The Big Sandy Mountaineer -

Patching Cracks

 

December 22, 2021



This year I was challenged by a friend to go through an entire Christmas season preaching series without talking about shepherds. To clarify: the challenge wasn’t to not mention them at all, but rather to avoid expounding on how lowly, dirty, and socially rejected these guys were. While researching the topic a few years ago, I discovered a treasure trove of material about the profession in Jewish law and writings. Every time the topic comes up at Christmas, I find myself digging up this material and presenting it. Apparently, it has become excessive. The same can be said of tanners, which I researched while preaching through Acts and the start of the primarily Jewish Christian community accepting Gentiles into their ranks. Sadly, I learned far more than I could ever unpack in a sermon… but that hasn’t stopped me from trying. Again, tanners have become a point of teasing for those who have noticed my returning to the topic often. (This is all good natured stuff, mind you. Apparently my love language is good-natured picking on…)

So far, I have stuck to the challenge, but I wanted to detour near the topic for at least once this year. In an effort to not hyper-focus on the shepherds (or tanners) themselves, I want to instead touch on why it matters. The image we get in nativity scenes is rarely one that reflects the cultural attitude of the ancient Jewish world. In fact, it’s easy to lose the stark contrast, humor, and profound message of the story of the birth of Jesus in the way we have polished it all up for our decorations and stories. In truth, the story is scandalous.

The birth of a royal son would be a time of celebration with all sorts of meaningful customs. These customs emphasize the honor bestowed upon the newborn and his parents. Prominent people of the community would come and see the newborn to pay homage. Foreign dignitaries would bring gifts of tribute and to show fealty. There is an ancient belief that signs in the stars would herald such events. In the nativity story, we see social rejects (shepherds) receiving the announcement and going to witness the birth. This is a long way from prominent Jewish citizens. Then, pagan astrologers arrive following the signs in the heavens to offer tribute. This is a far cry from kings or honored guests. The gifts they brought were probably sold to finance the newborn’s flight into Egypt to avoid being murdered by Herod. Again, hardly the honorable reverence of a king’s birth. The story would’ve been almost satirical to an ancient reader.

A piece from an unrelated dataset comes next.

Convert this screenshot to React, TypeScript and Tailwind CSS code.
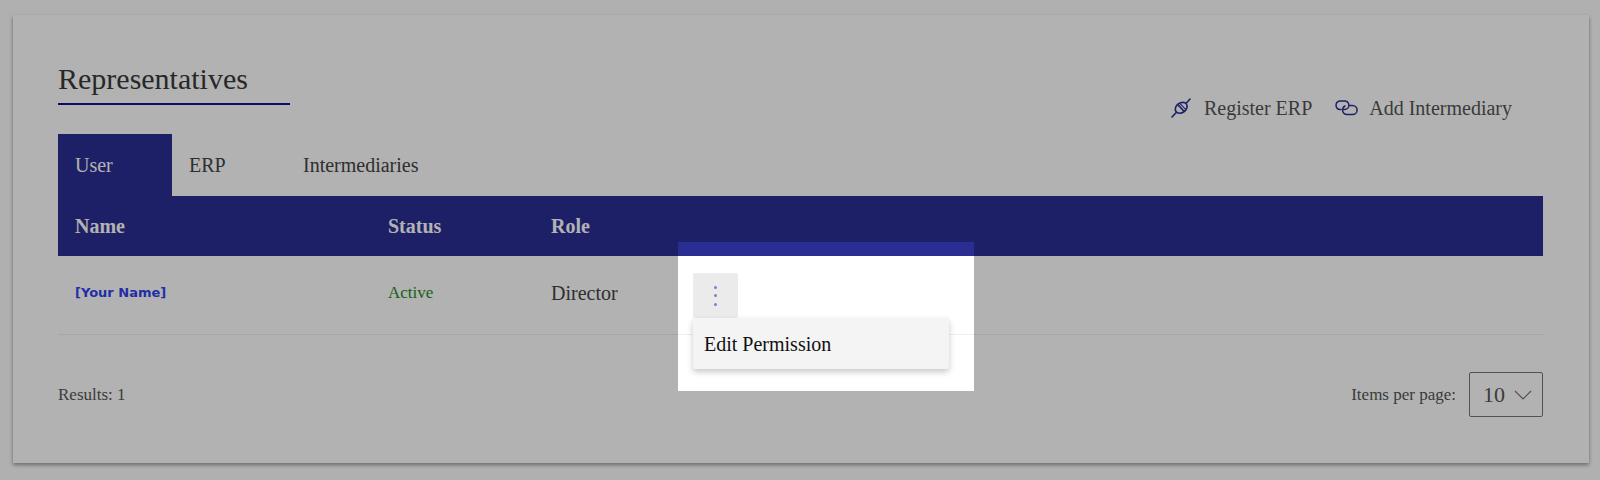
import React from 'react';

const SERIF = "font-['Liberation_Serif','Times_New_Roman',serif]";

function PlugIcon() {
  return (
    <svg width="20" height="20" viewBox="0 0 20 20" fill="none" stroke="#2a2e92" strokeWidth="1.6" strokeLinecap="round">
      <ellipse cx="10.2" cy="9.8" rx="6.4" ry="4.8" transform="rotate(-35 10.2 9.8)" />
      <path d="M6.6 6.4 L13 13.2" />
      <path d="M8.8 5.4 L14.6 11.4" strokeWidth="1.1" />
      <path d="M15.4 5 L19 1" />
      <path d="M5 14.8 L1 19" />
    </svg>
  );
}

function LinkIcon() {
  return (
    <svg width="24" height="16" viewBox="0 0 24 16" fill="none" stroke="#2a2e92" strokeWidth="1.5" strokeLinecap="round">
      <path d="M7 9.5 H5.5 a4.4 4.4 0 0 1 0 -8.6 H10.5 a4.4 4.4 0 0 1 4.4 4.3 a4.4 4.4 0 0 1 -4.4 4.3 H9.5" />
      <path d="M15.8 5.4 H18.5 a4.4 4.4 0 0 1 0 9.2 H13 a4.4 4.4 0 0 1 -4.4 -4.6 a4.4 4.4 0 0 1 2.4 -4" />
    </svg>
  );
}

export default function App() {
  return (
    <div className={`relative h-[480px] w-[1600px] overflow-hidden bg-[#fdfdfd] pt-[15px] pl-[13px] ${SERIF}`}>
      <section className="h-[448px] w-[1576px] bg-white pt-[46px] pl-[45px] pr-[46px] shadow-[0_2px_4px_rgba(0,0,0,0.4)]">
        <div className="flex items-start justify-between">
          <div className="w-[232px] border-b-2 border-[#10109a] pb-[6px] text-[30px] leading-[36px] text-[#3a3a3a]">
            Representatives
          </div>
          <div className="mt-[35px] mr-[31px] flex items-center text-[20px] leading-[24px] text-[#555]">
            <span className="flex items-center gap-[13px]">
              <PlugIcon />
              Register ERP
            </span>
            <span className="ml-[22px] flex items-center gap-[11px]">
              <LinkIcon />
              Add Intermediary
            </span>
          </div>
        </div>

        <div className="mt-[14px] flex h-[62px] text-[20px]">
          <div className="flex w-[114px] items-center bg-[#2a2e92] pl-[17px] text-white">User</div>
          <div className="flex w-[115px] items-center pl-[17px] text-[#444]">ERP</div>
          <div className="flex items-center pl-[16px] text-[#444]">Intermediaries</div>
        </div>

        <div className="grid h-[60px] grid-cols-[313px_163px_1fr] items-center bg-[#2a2e92] pl-[17px] text-[20px] font-bold text-white">
          <div>Name</div>
          <div>Status</div>
          <div>Role</div>
        </div>

        <div className="grid h-[79px] grid-cols-[313px_163px_142px_1fr] items-center border-b border-[#eee] pb-[5px] pl-[17px]">
          <div className="font-['DejaVu_Sans',sans-serif] text-[13px] font-bold text-[#3143ee]">[Your Name]</div>
          <div className="text-[17px] text-[#1e8a1e]">Active</div>
          <div className="text-[20px] text-[#444]">Director</div>
          <div className="relative z-20 mt-[6px] flex h-[45px] w-[45px] items-center justify-center rounded-[2px] bg-[#ebebeb]">
            <span className="flex flex-col gap-[5.5px]">
              <i className="block h-[3px] w-[3px] rounded-full bg-[#7a80cc]" />
              <i className="block h-[3px] w-[3px] rounded-full bg-[#7a80cc]" />
              <i className="block h-[3px] w-[3px] rounded-full bg-[#7a80cc]" />
            </span>
            <div className="absolute top-[45px] left-0 flex h-[51px] w-[256px] items-center rounded-[2px] bg-[#f4f4f4] pl-[11px] text-[20px] whitespace-nowrap text-[#111] shadow-[0_3px_6px_rgba(0,0,0,0.22)]">
              Edit Permission
            </div>
          </div>
        </div>

        <div className="mt-[37px] flex items-center justify-between">
          <div className="text-[17px] text-[#555]">Results: 1</div>
          <div className="flex items-center gap-[13px]">
            <span className="text-[17px] text-[#555]">Items per page:</span>
            <div className="flex h-[45px] w-[74px] items-center gap-[9px] rounded-[2px] border border-[#777] pl-[13px] text-[22px] text-[#555]">
              10
              <svg width="18" height="10" viewBox="0 0 18 10" fill="none" stroke="#777" strokeWidth="1.2">
                <path d="M1 1 L9 9 L17 1" />
              </svg>
            </div>
          </div>
        </div>
      </section>

      {/* dimmed backdrop with a cut-out round the open menu */}
      <div className="pointer-events-none absolute top-[242px] left-[678px] z-10 h-[149px] w-[296px] shadow-[0_0_0_2000px_rgba(0,0,0,0.3)]" />
    </div>
  );
}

We lose a great truth by polishing the story up to make the astrologers into kings and the shepherds into precious moments figurines. That truth is that God sent his Son to be the King and Savior of losers and rejects. Many folks come under the illusion that they can be good enough to earn their way into heaven. In truth, we can’t ever climb that mountain to reach Him. God knew this, which is why He came down to us. The shepherds and wise men (and the tanners!) are a message of hope to those of us who know we don’t deserve it. We are the smelly, filthy, sinful night shift showing up to the birth of the one whose glory has been celebrated by angels since before the world began. Shepherds are an almost obsessive topic for me at Christmas because I’m standing in that crowd every year when we sing our Christmas songs and light candles. It’s the celebration of God coming for me (and all of you who are in the same boat!) So, please forgive my indulgence. Shepherds and tanners are my people, and I am so grateful for our redemption.